The Bottom Line (cont.)

    The recent move by the Bank of Canada reducing interest rates by 50 basis points was negative toward the Canadian dollar.  In fact, there has been all kinds of buzz in Canada regarding weakness in the Canadian dollar even though it is down about 1 cent from the last Market Trends report. The combination of the Trump presidency and the buoyancy in the US dollar will always be negative for the Canadian dollar. Combining this with the interest rate cut has only made for a slippery slope. This again, is a stimulus for Ontario cash grain prices.

     Are we going to get a Christmas rally in the grains?  Generally speaking, between November 20th and the end of the year there usually is a rally in grain prices.  For instance, in the past decade the average rally for corn is usually about $0.33 and for soybeans it is more like $0.90 per bushel.  Unfortunately, on years with big carries like 2024 we are usually on the shorter side of those averages.  We’ve already had about $0.26 of that in the corn market, so it’s hard to know where we’re at with regard to further price appreciation.  In soybeans over the same time period, we’ve had about a $0.25 rally, but of course we’ve got ending stocks that are approaching the biggest ever on a global basis.

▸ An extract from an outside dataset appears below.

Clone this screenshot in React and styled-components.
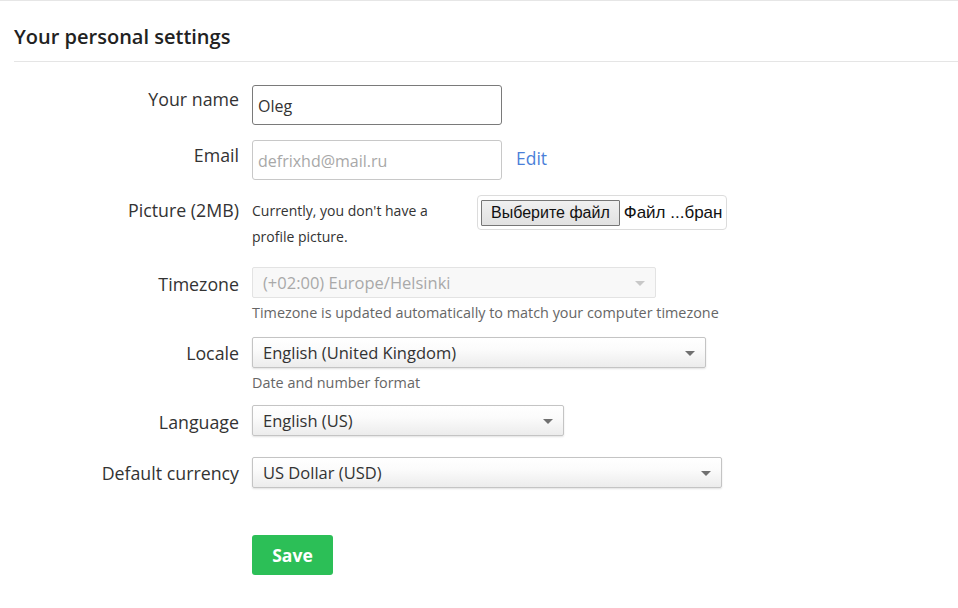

     It is hard to know how that will pan out in the next three weeks.  It’s likely more of the same but then again, we have the January USDA final numbers in the offing as well as the inauguration of a new tariff friendly American administration on January 20th.  In other words, the next three weeks to a month should be tumultuous for Ontario cash grain prices. 

     The challenge for Ontario grain farmers is to continue to balance all of these market forces. 2024 has not been easy from a marketing perspective. The bearish market environment continues. Keep in mind, it’s always darkest before the dawn and there will eventually be an end to this. Key is always daily market intelligence. Risk management never grows old. There will be many marketing opportunities ahead.